Há pronunciamentos de governantes que são só peças retóricas. Integram-se à mesmice dos discursos políticos que nada dizem.
O pronunciamento do presidente eleito Fernando Henrique Cardoso no Senado, na semana passada, não pertence a essa classe. Ao contrário, é de uma espécie diferente, não muito comum.
Por não escamotear os problemas, dizer o que precisa ser feito e indicar rumos com clareza, expressa a possibilidade de afirmação de um novo tipo de liderança política no Brasil, democrática e não-populista.
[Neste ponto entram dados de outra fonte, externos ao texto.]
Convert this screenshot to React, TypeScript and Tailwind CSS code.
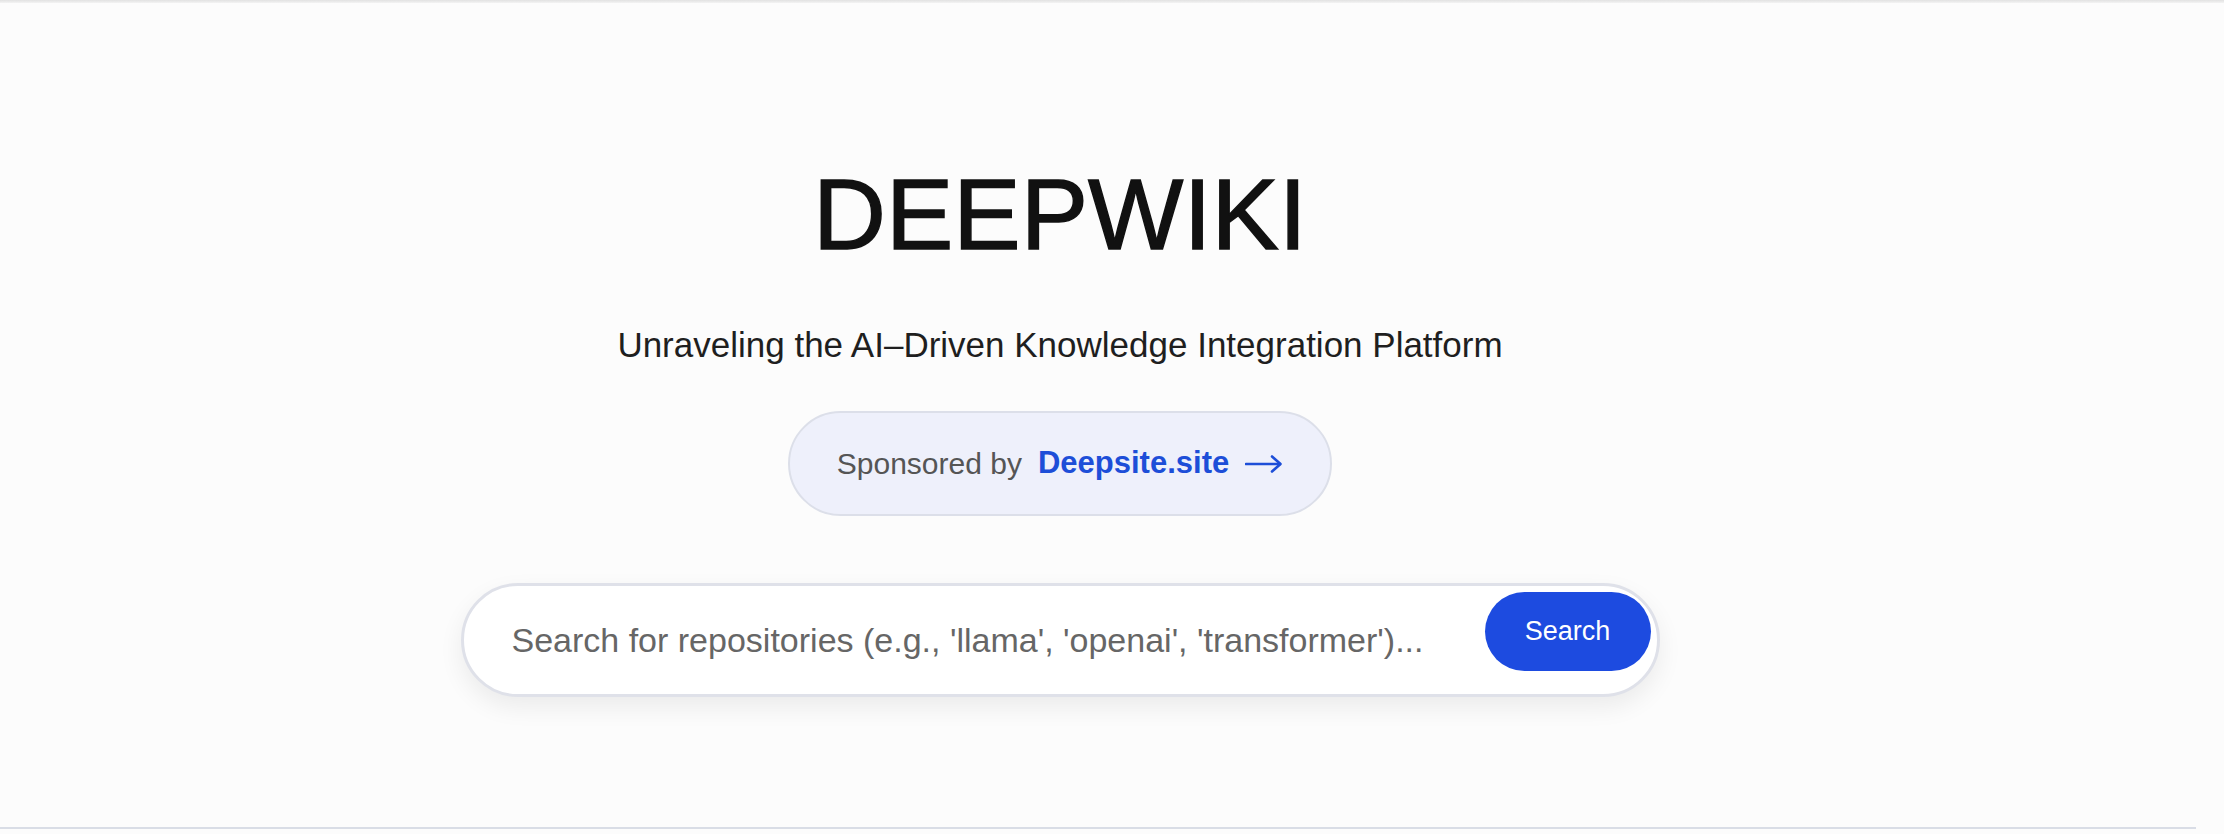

Quem conhece um pouco da história brasileira, sabe aquilatar a importância do fato.
Tivemos quatro presidentes reformadores após a República Velha. Três empreenderam seus programas sob regime autoritário (Vargas, Castelo Branco e Geisel). Juscelino foi a exceção, do ponto de vista do estilo e do regime político. Mas seu governo, apesar do legado positivo para a estrutura industrial, teve também a marca do populismo econômico.
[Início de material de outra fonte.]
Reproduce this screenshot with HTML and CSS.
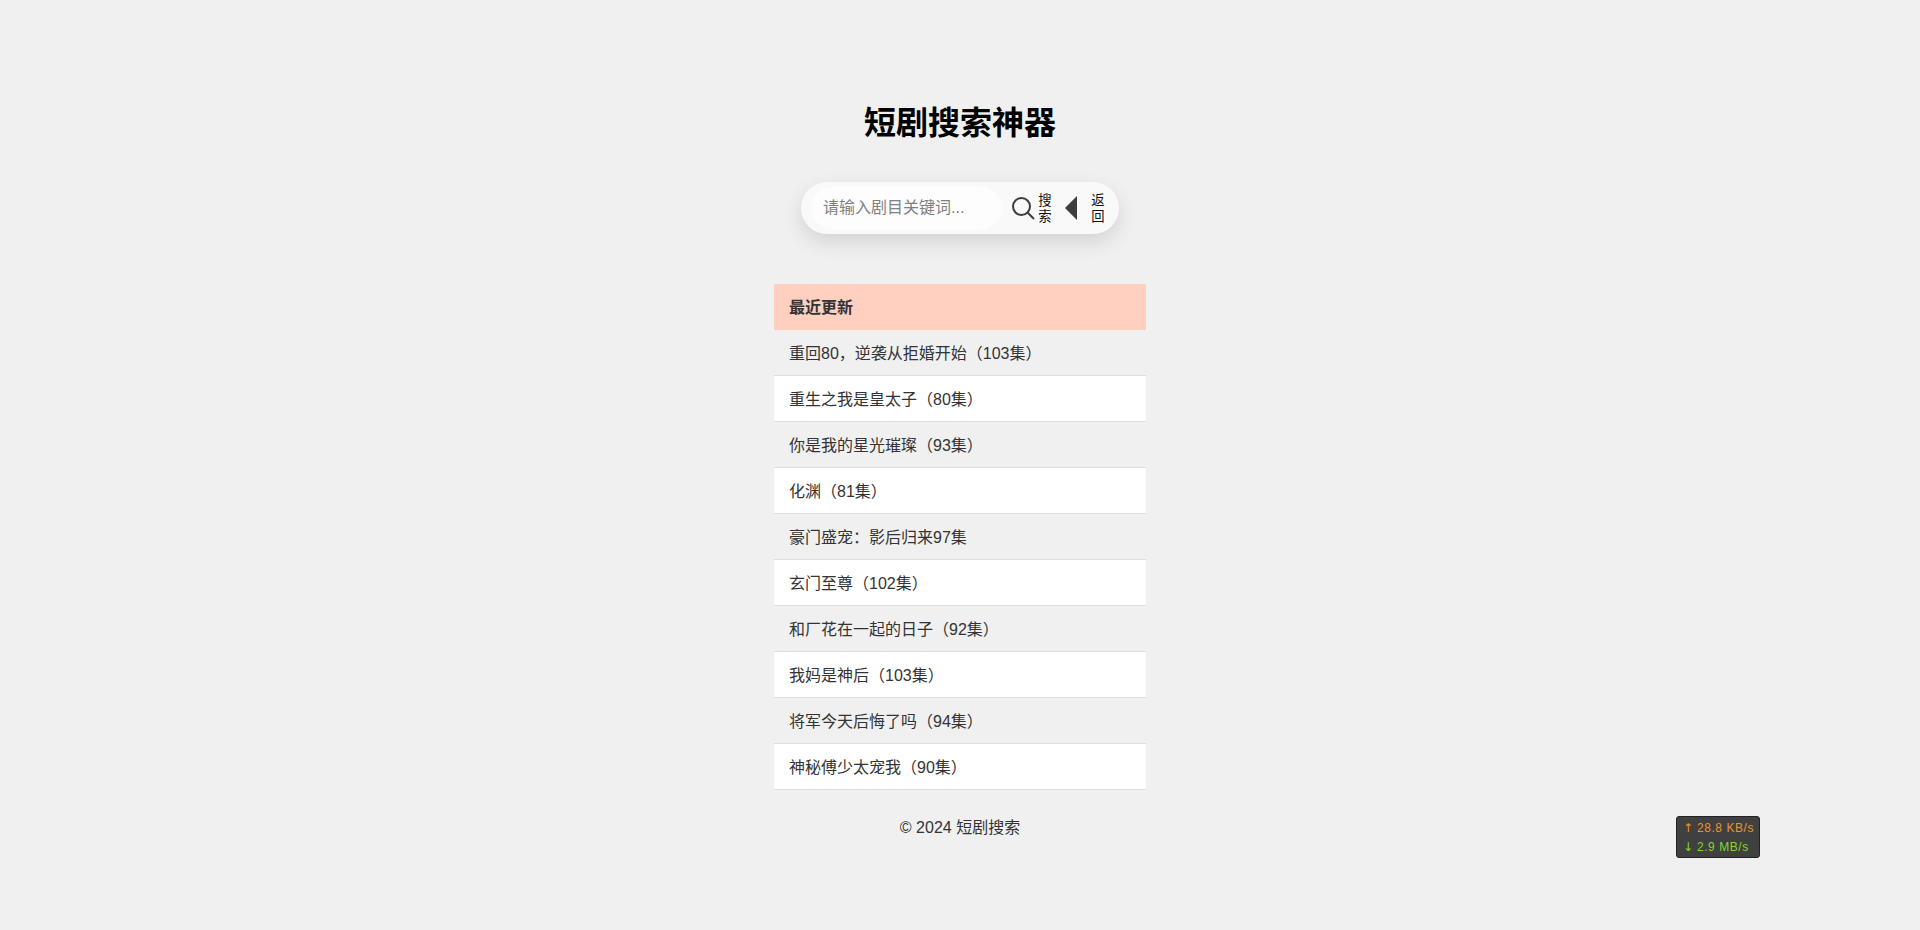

Essa comparação me faz lembrar da frase famosa, ligeiramente modificada, "o homem é o homem e as suas circunstâncias". O tipo de liderança política de Fernando Henrique Cardoso só se tornou possível porque o Brasil mudou. Tem ainda que mudar muito, é verdade. Mas já não cabe mais, como nos piores momentos da crise, projetar para o futuro longínquo a possibilidade de mudança.
A opinião pública impôs aos políticos novas exigências, repelindo práticas antes aceitáveis, quando não valorizadas, como a de "empurrar os problemas com a barriga" e "dizer uma coisa e fazer outra". As lideranças políticas que não souberem captar o sentido e o alcance dessa mudança estão ameaçadas de declínio.
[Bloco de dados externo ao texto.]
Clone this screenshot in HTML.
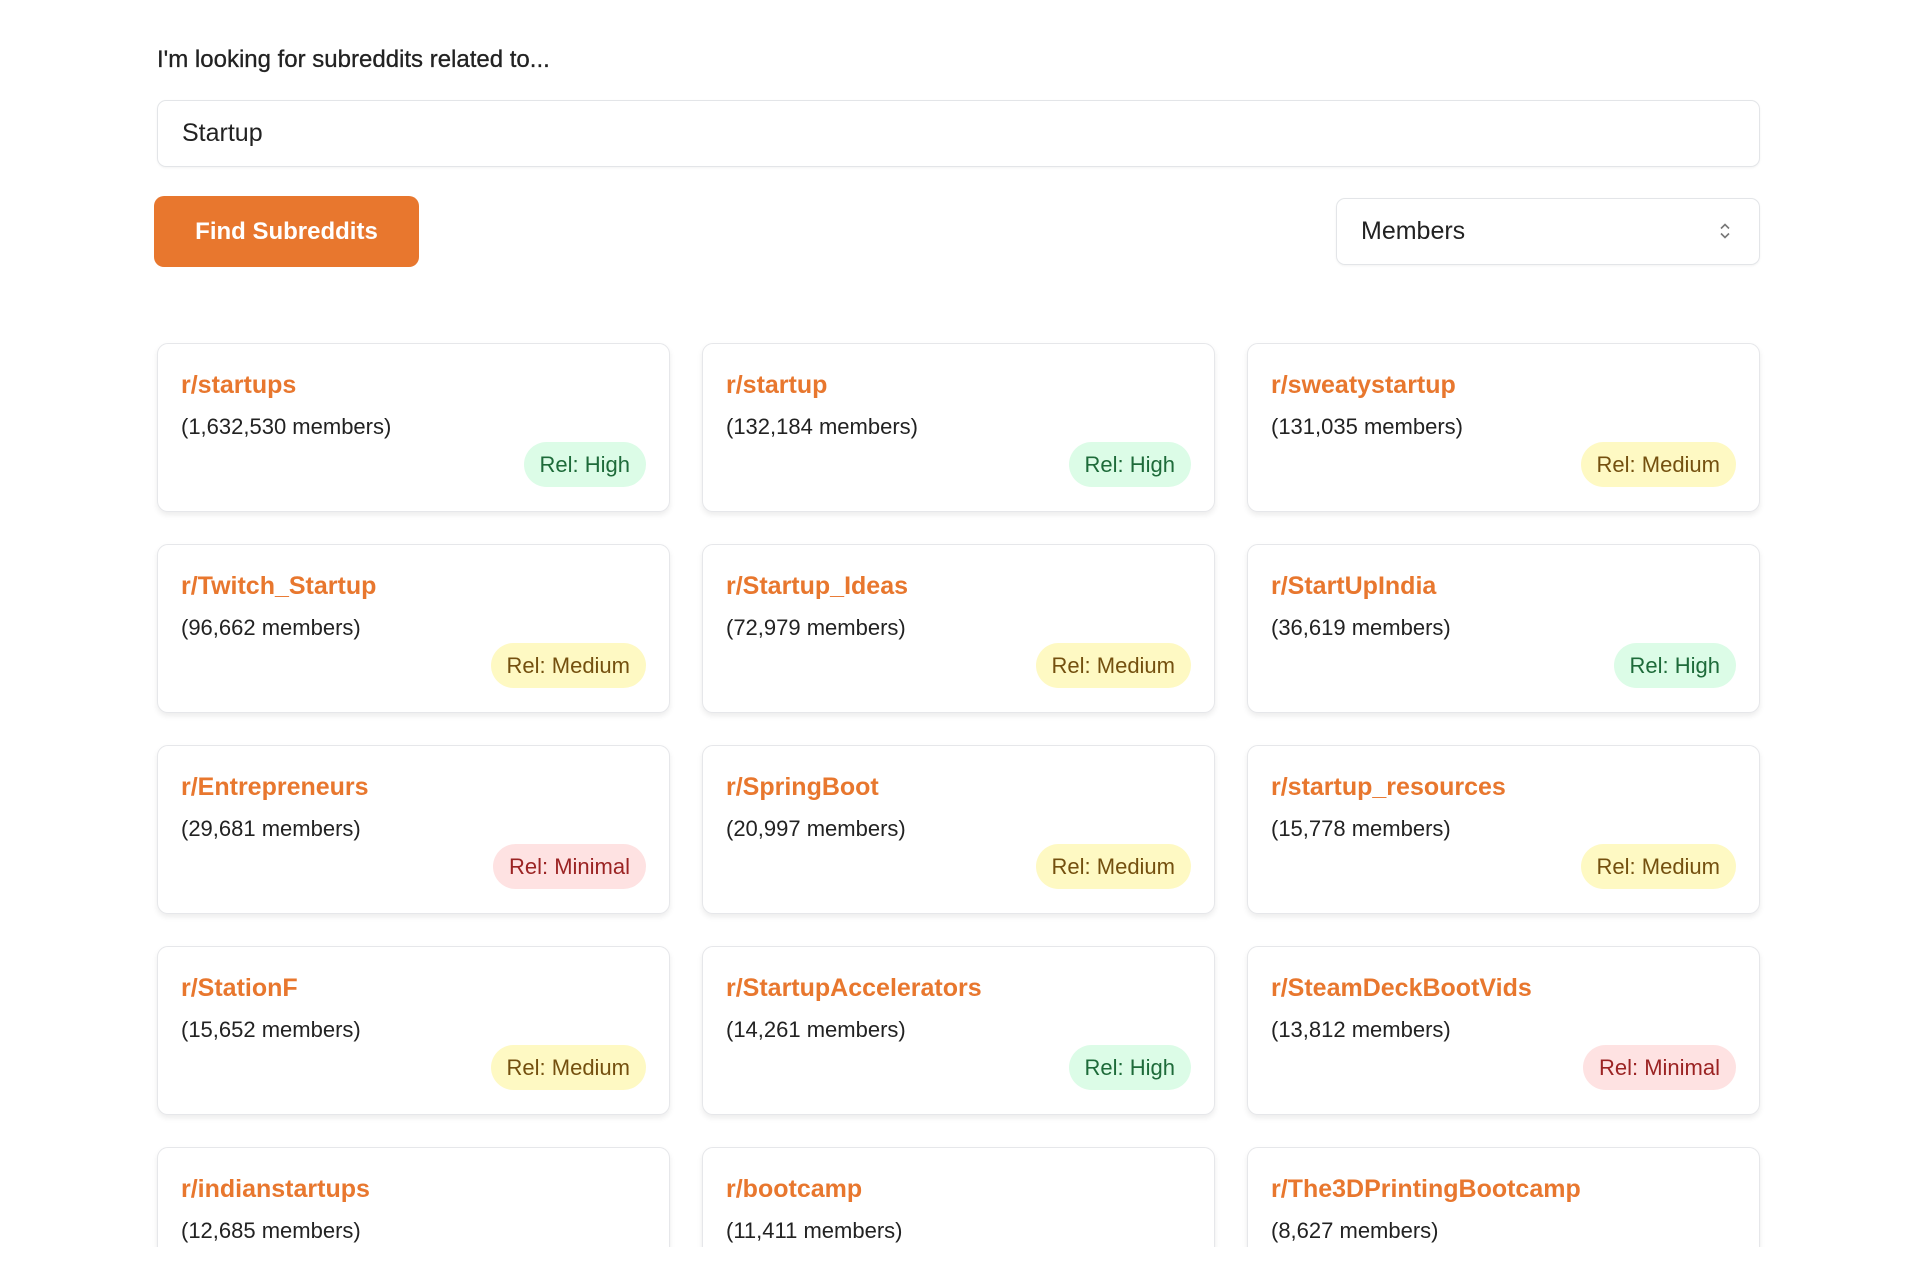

FHC soube captá-los. Mostrou-o na condução do Plano Real, na campanha e no período de transição. Seu pronunciamento da última quarta-feira é prova disso.
Nele, FHC sublinhou o ponto de ruptura fundamental, marca de todo governo reformista. Disse textualmente: "Resta um pedaço do nosso passado que ainda atravanca o presente e retarda o avanço da sociedade. Refiro-me ao legado da era Vargas, ao seu modelo de desenvolvimento autárquico e ao seu Estado intervencionista".
Inscreveu assim seu governo num impulso de transformação iniciado no início dos anos 90 e que não perdeu fôlego desde então. Referiu-se ao governo anterior ao do presidente Itamar. Falava do governo Collor, anotou que ali se iniciaram, apesar dos muitos pesares, transformações sem as quais o Brasil não estaria onde está. Estaria pior, sem rumo.
Trata-se da reafirmação inequívoca do caminho a seguir, que pode ser sintetizado em uma frase do presidente eleito.
Esta, a seu modo, dá a chave de qual o lugar do governo FHC no embate entre neoliberais e nacional-desenvolvimentistas: "Só há privatização correta quando se reforça a autoridade pública".
Esse mesmo "lugar" original aparece na passagem em que o presidente eleito tratou da questão cambial, quando mais uma vez ficou claro que o Brasil vai perseverar num caminho distinto do percorrido por outros países do continente latino-americano, em seus processos de estabilização.
Caminho compatível com uma estrutura industrial integrada e dinâmica, que tem sabido responder aos desafios positivos da abertura econômica.
Enfim, o protagonista e as circunstâncias –nós economistas diríamos "as estruturas"– apontam para anos de intensa inovação em relação ao nosso passado e, sem exageros ufanistas, à própria experiência externa dos dias que correm. A promessa está pronta para fazer-se realidade. Falta, porém, concretizá-la.
E nós, anotou Fernando Henrique, "temos um tempo limitado para tomar as medidas necessárias para dar continuidade ao processo. O povo, que hoje ensaia uma reconciliação com o poder, será duro conosco amanhã se sofrer mais uma desilusão".